Now you'll need to tune your radio to one of these two frequencys to hear the fox signal.  Note that one is outside the amateur band but many radios have receive capability for out of band signals.  Any other signals that may be residing on these frequencies will probably get through w/o much attenuation and can be an interference issue.

This is all common knowledge for foxhunters who have tried to use handhelds for hidden transmitter hunts.  What are some of the problems?

Problems to solve or improve upon

My first OA worked great but had several undesireable characteristics:

  1. As I turned down the LO gain control it would reach a point where you couldn't lower the sensitivity any further.  The LO seems to be leaking through even with the pot all the way down.  Unlike international ARDF rules, some foxes are so concealed that you have to practically touch the antenna to find them.
  2. It used a 9 volt battery which when left on runs down after a few days.  Do I really need such a high DC voltage?
  3. It was not broadbanded.  I wanted to be able to use the OA on other VHF/UHF frequencies in addition to 2 meters.  Particularly the marine, wildlife and aircraft bands.  Their may also be times where you want to chase interference outside the amateur bands.
  4. At times the sum and difference frequencies land on an undesireable frequency which may have interference.  The ability to change the LO frequency easily would be desireable if this problem surfaces in the field.
  5. With a strong LO signal the chance of beating against a harmonic  increases.  IE,  Fout = Fin + 2FLO or Fout = Fin - 2FLO.  This increases the chance of interference.
  6. With no selectivity on the front end, strong out of band signals can blast their way in causing intermod and general overdrive.
  7. Accidently transmitting into the attenuator will usually take out the mixer diode.  A serious problem when in the can ruin your day of hunting.
  8. Need to use a metal housing.  Undesireable signals will be unwelcome without it plus you want to keep the LO oscillator tightly controlled


I attempted to solve a few of the problems but theirs still plenty left if you want to try your luck.  Referencing the items above:

  1. In looking into the overdrive/leakage of the LO I realized that another effect was taking place.  As the incoming RF from the fox was getting strong, it would act as the LO and mix with the very weak internal LO signal.
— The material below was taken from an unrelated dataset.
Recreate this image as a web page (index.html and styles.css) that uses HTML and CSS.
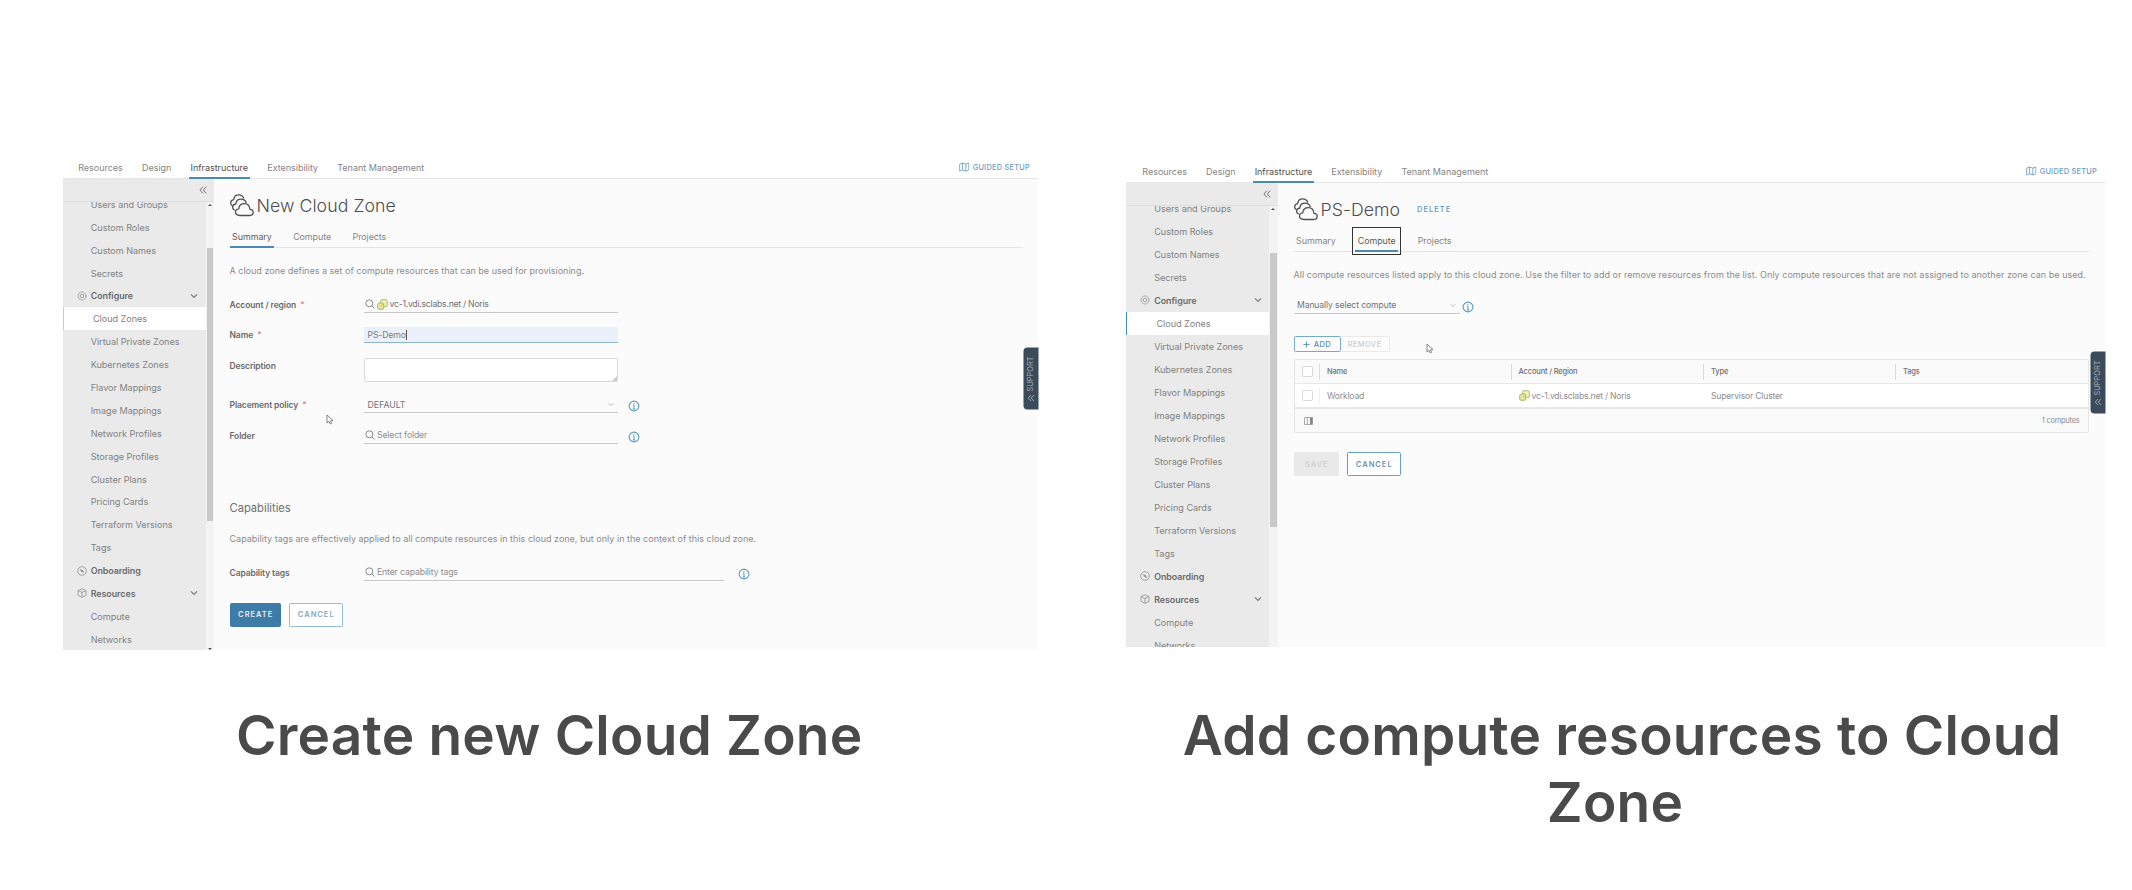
FILE: index.html
```
<!DOCTYPE html>
<html lang="en">
<head>
<meta charset="utf-8">
<title>Cloud Zones</title>
<link rel="stylesheet" href="styles.css">
</head>
<body>
<svg class="defs" width="0" height="0" aria-hidden="true">
  <symbol id="clouds" viewBox="0 0 24 23">
    <g fill="none" stroke="currentColor" stroke-width="1.3" stroke-linejoin="round" stroke-linecap="round">
      <path d="M10 21.5h9.600c2.200 0 3.600-1.400 3.600-3.200s-1.600-3-3.300-3C19.600 12 17.400 9.600 14.300 9.600c-3.200 0-5.300 2.200-5.500 5.200-2 .2-3.300 1.600-3.300 3.300 0 2 1.600 3.400 4.500 3.400z"/>
      <path d="M4.300 15.800C3 15.200 2.600 14.200 2.600 13.200c0-1.700 1.400-3 3.200-3.200.3-3 2.300-4.900 5.200-4.900 2.600 0 4.500 1.400 5.200 3.600"/>
      <path d="M1.800 11.300C.9 10.600.7 9.600.7 8.800c0-1.600 1.200-2.900 3-3.100C4 2.700 6 .9 8.700.9c2.400 0 4.100 1.200 5 3.200"/>
    </g>
  </symbol>
  <symbol id="search" viewBox="0 0 10 10"><circle cx="4.300" cy="4.300" r="3.500" fill="none" stroke="currentColor"/><path d="M6.900 6.900 9.500 9.500" stroke="currentColor"/></symbol>
  <symbol id="vc" viewBox="0 0 11 11"><rect x="3.600" y=".7" width="6.700" height="7" rx="1.600" fill="#eef0b4" stroke="#a9b97b"/><rect x=".7" y="4" width="6" height="6.300" rx="1.500" fill="#e3e79f" stroke="#a9b96b"/><path d="M4 7.200 7 4.200" stroke="#e9c94e" stroke-width="1.200"/></symbol>
  <symbol id="info" viewBox="0 0 12 12"><circle cx="6" cy="6" r="4.900" fill="none" stroke="currentColor" stroke-width="1.100"/><path d="M6 3v1.200M5 5.200h1V9M4.700 9h2.600" fill="none" stroke="currentColor" stroke-width="1"/></symbol>
  <symbol id="down" viewBox="0 0 8 6"><path d="M1 1.300 4 4.400 7 1.300" fill="none" stroke="currentColor" stroke-width="1.100"/></symbol>
  <symbol id="collapse" viewBox="0 0 8 8"><path d="M4 .6.900 4 4 7.400M7.300.6 4.200 4l3.100 3.400" fill="none" stroke="currentColor" stroke-width="1"/></symbol>
  <symbol id="map" viewBox="0 0 11 10"><path d="M.7 2 3.700.8 7.200 2 10.300.8V8L7.200 9.200 3.700 8 .7 9.200zM3.700.8V8M7.200 2v7.200" fill="none" stroke="currentColor" stroke-width=".9"/></symbol>
  <symbol id="gear" viewBox="0 0 10 10"><circle cx="5" cy="5" r="4" fill="none" stroke="currentColor" stroke-width=".9" stroke-dasharray="2 .5"/><circle cx="5" cy="5" r="1.800" fill="none" stroke="currentColor" stroke-width=".8"/></symbol>
  <symbol id="compass" viewBox="0 0 10 10"><circle cx="5" cy="5" r="4.300" fill="none" stroke="currentColor" stroke-width=".8"/><path d="M2.800 2.900 5.900 4.200 7.200 7.100 4.200 5.800z" fill="currentColor"/></symbol>
  <symbol id="cube" viewBox="0 0 10 10"><path d="M5 .8 9 2.600V7.400L5 9.300 1 7.400V2.600zM1 2.600 5 4.400 9 2.600M5 4.400V9.300" fill="none" stroke="currentColor" stroke-width=".8"/></symbol>
  <symbol id="pointer" viewBox="0 0 8 12"><path d="M1 1v8l2-1.600L4.300 10l1.300-.7L4.500 6.800 7 6.500z" fill="#fff" stroke="#777" stroke-width=".9" stroke-linejoin="round"/></symbol>
</svg>

<main class="board">
  <section class="slide slide-create">
    <div class="app">
      <header class="topnav">
        <nav><a>Resources</a><a>Design</a><a class="on">Infrastructure</a><a>Extensibility</a><a>Tenant Management</a></nav>
        <a class="guided"><svg><use href="#map"/></svg>GUIDED SETUP</a>
      </header>
      <div class="body">
        <aside class="side">
          <div class="strip"><svg><use href="#collapse"/></svg></div>
          <div class="scroll">
            <ul>
              <li>Users and Groups</li><li>Custom Roles</li><li>Custom Names</li><li>Secrets</li>
              <li class="group"><svg class="gi"><use href="#gear"/></svg>Configure<svg class="ch"><use href="#down"/></svg></li>
              <li class="current">Cloud Zones</li>
              <li>Virtual Private Zones</li><li>Kubernetes Zones</li><li>Flavor Mappings</li><li>Image Mappings</li><li>Network Profiles</li><li>Storage Profiles</li><li>Cluster Plans</li><li>Pricing Cards</li><li>Terraform Versions</li><li>Tags</li>
              <li class="group"><svg class="gi"><use href="#compass"/></svg>Onboarding</li>
              <li class="group"><svg class="gi"><use href="#cube"/></svg>Resources<svg class="ch"><use href="#down"/></svg></li>
              <li>Compute</li><li>Networks</li>
            </ul>
            <div class="bar"><i class="up"></i><b></b><i class="dn"></i></div>
          </div>
        </aside>
        <div class="content">
          <div class="title"><svg><use href="#clouds"/></svg><h1>New Cloud Zone</h1></div>
          <div class="tabs"><a class="on">Summary</a><a>Compute</a><a>Projects</a></div>
          <p class="lead">A cloud zone defines a set of compute resources that can be used for provisioning.</p>
          <div class="row r-account"><label>Account / region <em>*</em></label><div class="field dark"><svg class="s"><use href="#search"/></svg><svg class="v"><use href="#vc"/></svg><span class="vct">vc-1.vdi.sclabs.net / Noris</span></div></div>
          <div class="row r-name"><label>Name <em>*</em></label><div class="field focus"><span>PS-Demo</span><i class="caret"></i></div></div>
          <div class="row r-desc"><label>Description</label><div class="area"><svg viewBox="0 0 6 6"><path d="M0 6 6 0V6z" fill="#ccc"/></svg></div></div>
          <div class="row r-policy"><label>Placement policy <em>*</em></label><div class="field dark pad"><span class="def">DEFAULT</span><svg class="c"><use href="#down"/></svg></div><svg class="info"><use href="#info"/></svg></div>
          <div class="row r-folder"><label>Folder</label><div class="field"><svg class="s"><use href="#search"/></svg><span class="ph">Select folder</span></div><svg class="info"><use href="#info"/></svg></div>
          <h2>Capabilities</h2>
          <p class="lead caps">Capability tags are effectively applied to all compute resources in this cloud zone, but only in the context of this cloud zone.</p>
          <div class="row r-tags"><label>Capability tags</label><div class="field wide"><svg class="s"><use href="#search"/></svg><span class="ph">Enter capability tags</span></div><svg class="info far"><use href="#info"/></svg></div>
          <div class="actions"><button class="btn primary">CREATE</button><button class="btn outline soft">CANCEL</button></div>
        </div>
      </div>
      <div class="support"><svg><use href="#collapse"/></svg>SUPPORT</div>
      <svg class="pointer"><use href="#pointer"/></svg>
    </div>
    <h3>Create new Cloud Zone</h3>
  </section>

  <section class="slide slide-compute">
    <div class="app">
      <header class="topnav">
        <nav><a>Resources</a><a>Design</a><a class="on">Infrastructure</a><a>Extensibility</a><a>Tenant Management</a></nav>
        <a class="guided"><svg><use href="#map"/></svg>GUIDED SETUP</a>
      </header>
      <div class="body">
        <aside class="side">
          <div class="strip"><svg><use href="#collapse"/></svg></div>
          <div class="scroll">
            <ul>
              <li>Users and Groups</li><li>Custom Roles</li><li>Custom Names</li><li>Secrets</li>
              <li class="group"><svg class="gi"><use href="#gear"/></svg>Configure<svg class="ch"><use href="#down"/></svg></li>
              <li class="current">Cloud Zones</li>
              <li>Virtual Private Zones</li><li>Kubernetes Zones</li><li>Flavor Mappings</li><li>Image Mappings</li><li>Network Profiles</li><li>Storage Profiles</li><li>Cluster Plans</li><li>Pricing Cards</li><li>Terraform Versions</li><li>Tags</li>
              <li class="group"><svg class="gi"><use href="#compass"/></svg>Onboarding</li>
              <li class="group"><svg class="gi"><use href="#cube"/></svg>Resources<svg class="ch"><use href="#down"/></svg></li>
              <li>Compute</li><li>Networks</li>
            </ul>
            <div class="bar"><i class="up"></i><b></b></div>
          </div>
        </aside>
        <div class="content">
          <div class="title"><svg><use href="#clouds"/></svg><h1>PS-Demo</h1><a class="delete">DELETE</a></div>
          <div class="tabs"><a>Summary</a><a class="on boxed">Compute</a><a>Projects</a></div>
          <p class="lead">All compute resources listed apply to this cloud zone. Use the filter to add or remove resources from the list. Only compute resources that are not assigned to another zone can be used.</p>
          <div class="filter"><div class="field dark"><span>Manually select compute</span><svg class="c"><use href="#down"/></svg></div><svg class="info"><use href="#info"/></svg></div>
          <div class="tools"><button class="add"><svg viewBox="0 0 8 8"><path d="M4 .5v7M.5 4h7" stroke="currentColor"/></svg>ADD</button><button class="remove">REMOVE</button></div>
          <div class="table">
            <div class="tr th"><i class="box"></i><span>Name</span><span>Account / Region</span><span>Type</span><span>Tags</span></div>
            <div class="tr td"><i class="box"></i><span>Workload</span><span class="acct"><svg class="v"><use href="#vc"/></svg>vc-1.vdi.sclabs.net / Noris</span><span>Supervisor Cluster</span><span></span></div>
            <div class="tf"><svg viewBox="0 0 9 8"><path d="M.5.5h8v7h-8zM3.300.5v7" fill="none" stroke="#999" stroke-width=".8"/><path d="M6 .5h2.500v7H6z" fill="#888"/></svg><span>1 computes</span></div>
          </div>
          <div class="actions"><button class="btn disabled">SAVE</button><button class="btn outline">CANCEL</button></div>
        </div>
      </div>
      <div class="support"><svg><use href="#collapse"/></svg>SUPPORT</div>
      <svg class="pointer"><use href="#pointer"/></svg>
    </div>
    <h3>Add compute resources to Cloud Zone&nbsp;</h3>
  </section>
</main>
</body>
</html>
```
FILE: styles.css
```
* { box-sizing: border-box; }
body { margin: 0; background: #fff; font-family: Inter, "Liberation Sans", sans-serif; color: #777; }
h1, h2, h3, p, ul { margin: 0; padding: 0; font-weight: 400; }
ul { list-style: none; }
svg { display: block; flex: none; overflow: visible; }
button { font-family: inherit; margin: 0; padding: 0; }
.defs { position: absolute; }

.board { display: flex; height: 890px; overflow: hidden; }
.slide { flex: none; }
.slide-create { width: 975.500px; margin-left: 62.500px; padding-top: 155.800px; --pitch: 22.9px; }
.slide-compute { width: 979px; margin-left: 88px; padding-top: 159.800px; --pitch: 23px; }
.app { position: relative; display: flex; flex-direction: column; }
.slide-create .app { height: 494.200px; }
.slide-compute .app { height: 486.800px; }

.topnav { flex: none; height: 23.500px; border-bottom: 1px solid #e6e6e6; display: flex; justify-content: space-between; font-size: 9px; line-height: 23px; letter-spacing: -.02px; color: #858585; }
.topnav nav { display: flex; padding-left: 13.700px; }
.topnav nav a { height: 23.500px; padding: 0 2px; margin-right: 15.200px; }
.topnav nav a.on { color: #505050; border-bottom: 2px solid #4a8ab5; }
.slide-compute .topnav nav { padding-left: 14.300px; }
.guided { display: flex; align-items: center; gap: 3px; margin-right: 8px; font-size: 7.400px; font-weight: 500; letter-spacing: .25px; color: #6a9dbd; }
.guided svg { width: 10.500px; height: 10px; }

.body { flex: 1; min-height: 0; display: flex; background: #fbfbfb; }
.side { flex: none; width: 151.500px; display: flex; flex-direction: column; background: #eaeaea; }
.strip { flex: none; height: 23px; border-bottom: 1px solid #dedede; display: flex; align-items: center; justify-content: flex-end; padding-right: 7px; color: #777; }
.strip svg { width: 8px; height: 8px; }
.scroll { flex: 1; min-height: 0; display: flex; overflow: hidden; }
.scroll ul { width: 143px; margin-top: -9.400px; }
.scroll li { display: flex; align-items: center; height: var(--pitch); padding-left: 28.200px; font-size: 9.100px; letter-spacing: -.03px; color: #828282; white-space: nowrap; }
.scroll .group { padding-left: 14px; font-weight: 600; font-size: 8.900px; letter-spacing: -.05px; color: #6a6a6a; }
.gi { width: 10px; height: 10px; margin-right: 4.200px; color: #929292; }
.ch { width: 8px; height: 6px; margin-left: auto; margin-right: 7.500px; color: #777; }
.scroll .current { background: #fff; border-left: 1px solid #4a8ab5; padding-left: 29.500px; }
.slide-create .current { border-color: #b5d0e2; }
.bar { width: 8.500px; display: flex; flex-direction: column; align-items: center; background: #f3f3f3; }
.bar b { width: 6.500px; height: 272.500px; margin-top: 42px; background: #c9c9c9; }
.up, .dn { width: 0; height: 0; border: 2px solid transparent; }
.up { border-bottom-color: #555; margin-top: 2px; border-top-width: 0; }
.dn { border-top-color: #555; margin-top: auto; border-bottom-width: 0; }

.content { flex: 1; padding-left: 15.500px; padding-right: 16px; }
.title { display: flex; align-items: center; height: 31px; margin-top: 10.800px; color: #4e4e4e; }
.title svg { width: 24px; height: 23px; }
h1 { margin-left: 3px; font-size: 17.700px; line-height: 31px; font-weight: 300; letter-spacing: .06px; }
.delete { margin-left: 17px; font-size: 7.500px; font-weight: 500; letter-spacing: 1px; color: #5c97bd; }
.tabs { display: flex; height: 21.500px; margin-top: 5px; border-bottom: 1px solid #e4e4e4; font-size: 8.900px; line-height: 21px; letter-spacing: -.04px; color: #858585; }
.tabs a { height: 21.500px; padding: 0 2.600px; margin-right: 16.200px; }
.tabs .on { color: #5c5c5c; border-bottom: 2px solid #4a8ab5; }
.slide-compute .tabs a { margin-right: 16.800px; }
.tabs .boxed { outline: 1px solid #333; outline-offset: 2px; }
.lead { margin-top: 13.300px; font-size: 9px; line-height: 20px; letter-spacing: .01px; white-space: nowrap; color: #8b8b8b; }
.slide-compute .lead { letter-spacing: .04px; }

.row { display: flex; height: 16px; font-size: 8.700px; letter-spacing: -.14px; }
.row label { width: 134.500px; font-size: 8.500px; font-weight: 600; line-height: 16px; letter-spacing: -.1px; color: #6a6a6a; }
.row em { margin-left: 2px; color: #c78b8b; font-style: normal; font-weight: 400; }
.field { display: flex; align-items: center; width: 254px; height: 16px; border-bottom: 1px solid #c8c8c8; color: #8e8e8e; }
.field.dark { color: #727272; }
.field .s { width: 10px; height: 10px; margin-left: .5px; color: #888; }
.field .v { width: 11px; height: 11px; margin: 0 2px; }
.field .vct { letter-spacing: -.26px; }
.field .def { letter-spacing: .03px; }
.field .ph { margin-left: 2.500px; }
.field .c { width: 6px; height: 5px; margin-left: auto; margin-right: 4px; color: #aaa; }
.field.pad, .focus { padding-left: 3.500px; }
.focus { background: #ebf1fb; border-color: #8fb4cd; color: #7c7c7c; }
.caret { width: 1px; height: 10px; background: #555; }
.info { width: 12px; height: 12px; margin: 3px 0 0 9.700px; color: #5d9bc2; }
.info.far { margin-left: 14px; }
.area { width: 254px; height: 24px; background: #fff; border: 1px solid #dadada; border-radius: 2px; display: flex; align-items: flex-end; justify-content: flex-end; }
.area svg { width: 5px; height: 5px; }
.r-account { margin-top: 16px; }
.r-name { margin-top: 14.500px; }
.r-desc { margin-top: 15px; height: 24px; }
.r-policy { margin-top: 15px; }
.r-folder { margin-top: 14.500px; }
h2 { margin-top: 54.200px; font-size: 11.200px; line-height: 20px; letter-spacing: -.02px; color: #707070; }
.lead.caps { margin-top: 10.500px; }
.r-tags { margin-top: 16px; }
.field.wide { width: 360px; }

.actions { display: flex; gap: 8px; margin-top: 22.500px; }
.btn { height: 23.500px; border: 1px solid transparent; border-radius: 1.500px; font-size: 7.500px; font-weight: 600; letter-spacing: 1px; text-indent: 1px; }
.primary { width: 51.500px; background: #3f7ba7; border-color: #3f7ba7; color: #e4eef5; }
.outline { width: 53.500px; background: #fff; border-color: #6b9fc2; color: #6594b4; }
.soft { border-color: #9bbdd4; color: #84a8c0; }
.disabled { width: 45.500px; background: #e9e9e9; color: #d0d0d0; }

.slide-compute .bar b { height: 274px; margin-top: 43px; }
.slide-compute .content { padding-left: 16px; }
.filter { display: flex; margin-top: 12.300px; font-size: 8.600px; letter-spacing: -.1px; }
.filter .field { width: 166px; height: 17px; padding-left: 3.500px; }
.filter .info { margin: 4px 0 0 2.500px; }
.tools { display: flex; margin-top: 22.200px; font-size: 7.500px; }
.tools button { height: 16px; font-size: 7.500px; font-weight: 500; letter-spacing: .4px; background: #fdfdfd; border-radius: 1.500px; display: flex; align-items: center; justify-content: center; }
.tools .add { width: 47px; gap: 4px; border: 1px solid #78abc9; color: #558fb4; }
.add svg { width: 7px; height: 7px; }
.tools .remove { width: 49px; border: 1px solid #e9e9e9; border-left: 0; color: #ccc; }
.table { width: 795px; margin-top: 7px; border: 1px solid #e6e6e6; border-radius: 2px; background: #fafafa; }
.tr { display: grid; grid-template-columns: 24.500px 191.500px 192.500px 192px 1fr; align-items: center; height: 24px; font-size: 8.600px; letter-spacing: -.2px; border-bottom: 1px solid #e8e8e8; }
.tr span { display: flex; align-items: center; height: 16px; padding-left: 7px; }
.th { font-size: 7.500px; font-weight: 500; letter-spacing: -.16px; color: #707070; }
.th span { border-left: 1px solid #dcdcdc; }
.td { height: 25px; background: #fff; border-bottom: 2px solid #e8e8e8; color: #8e8e8e; }
.td span { padding-left: 8px; }
.td span:nth-child(2) { border-left: 1px solid #eee; padding-left: 7px; }
.td .v { width: 11px; height: 11px; margin-right: 2px; }
.td .acct { letter-spacing: -.22px; }
.box { width: 11px; height: 11px; margin-left: 7.500px; background: #fff; border: 1px solid #dadada; border-radius: 2px; }
.tf { display: flex; align-items: center; justify-content: space-between; height: 23px; padding: 0 8px 0 9.500px; font-size: 7.500px; letter-spacing: -.25px; color: #8e8e8e; }
.tf svg { width: 9px; height: 8px; }
.slide-compute .actions { margin-top: 19px; }

.support { position: absolute; right: 0; top: 192px; width: 14.500px; height: 61.500px; background: #3b4b5b; border-radius: 0 4px 4px 0; writing-mode: vertical-rl; transform: rotate(180deg); display: flex; align-items: center; padding-top: 8px; gap: 3px; font-size: 7.500px; letter-spacing: -.05px; color: #a9b3bc; line-height: 14px; }
.support svg { width: 7px; height: 7px; transform: rotate(180deg); }
.pointer { position: absolute; left: 263.500px; top: 258px; width: 8px; height: 12px; }
.slide-compute .pointer { left: 300px; top: 183px; }

h3 { text-align: center; font-size: 55px; line-height: 67px; font-weight: 600; color: #4a4a4a; letter-spacing: .2px; }
.slide-create h3 { margin-top: 52px; margin-right: 2px; }
.slide-compute h3 { margin: 55.400px 30px 0 43px; }
```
Two ways to solve this problem:
    1. Reduce the LO amplitude to as low as possible.  A few hundred millivolts is enough.
      I started exploring low voltage oscillators and found a chip that can be powered with as low as 0.7 volts DC.  Its the ALD110900 E-pad dual MOSFET which is designed for zero threshold.  Mouser part #585-ALD110900APAL which costs about $2.35 each.  The complete LO can be built with one of these 8 pin DIP chips.  I decided to run it off of 1 1/2 volt AAA battery.
    2. Shield the LO completely.  You can place the entire oscillator inside a small shielded box or make something out of raw PCB material.  So far I havn't resorted to this but the next time I build an OA I will consider it
  2. From #1 above I now use 1 1/2 volt battery and single cell holder.
  3. This design works well within all the VHF and lower UHF bands.  How, I avoided the use of any frequency sensitive circuit elements.  The first unit I built had an inductor for the return DC path in place of R3, see schematic.  By using high quality capacitors with low Xc at all the frequencies of interest along with resistors only you enable broadband performance.  The path that handles the wideband signals is made up only of C1, C2 and D1.  Keep these leads short with low stray capacity.
  4. I built the unit with a socket for the crystal.  I carry 1, 2 and 4 Mhz "rocks" in case I need to change LO frequencies.  Sure you could put in a switch but that would complicate the shielding and open the possibility of more LO leakage.  I've found that 2.00 Mhz works well most of the time.
  5. If you keep the LO as low an amplitude as possible to start with and don't provide excess feedback for the oscillator you will minimize the harmonics.  This has been a non-problem for the type of hunting I do.  If you were concerned about this you could add a bandpass filter in the LO path...but do you really need it?
  6. In situations like this a helical filter for the two meter band with bandwidth and "Q" such as to act as a good filter can be plugged into the input.  I 've also used a tapped 1/4 wave transmission line made out of RG-58 and shorted on the low impedance end near the tap point.  The line is less bulky and alot easier to build but the helical filter is easier to tune.  This is usually only a problem when you're hunting near strong radio transmitters like on a hilltop.
  7. I've done it...everybody does.  1N4152 diodes are cheap.  Pin diodes and clamping diodes back to back have been suggested but you'll probably blow them as well.  So far, I've done nothing to correct this weakness...but I have lots of spare diodes.
  8. Enough said, always use a shielded box


The complete schematic can be found here.

All the circuitry below R2 potentiometer is for the oscillator and power.  R2 is available from Radio Shack and inexpensive.  D1 is the mixer diode with the LO injected via R1.  The return path is through R3.  As the wiper of R2 travels more negative a small DC bias is placed on the diode to help its conductivity.  When the wiper is in its low sensitivity position, the bias is removed but a strong RF signal coming in will bias the diode with C1 holding the offset voltage.  Generally, its prefered to keep the oscillator circuit ground separate from the chassis but you can try it either way to minimize leakage of the LO.


No circuit board has been made but I'd be happy to give guidance for anyone who wishes to build it.  With a directional antenna, a receiver and an OA you have all the equipment you need to be a serious foxhunter or interference sleuth.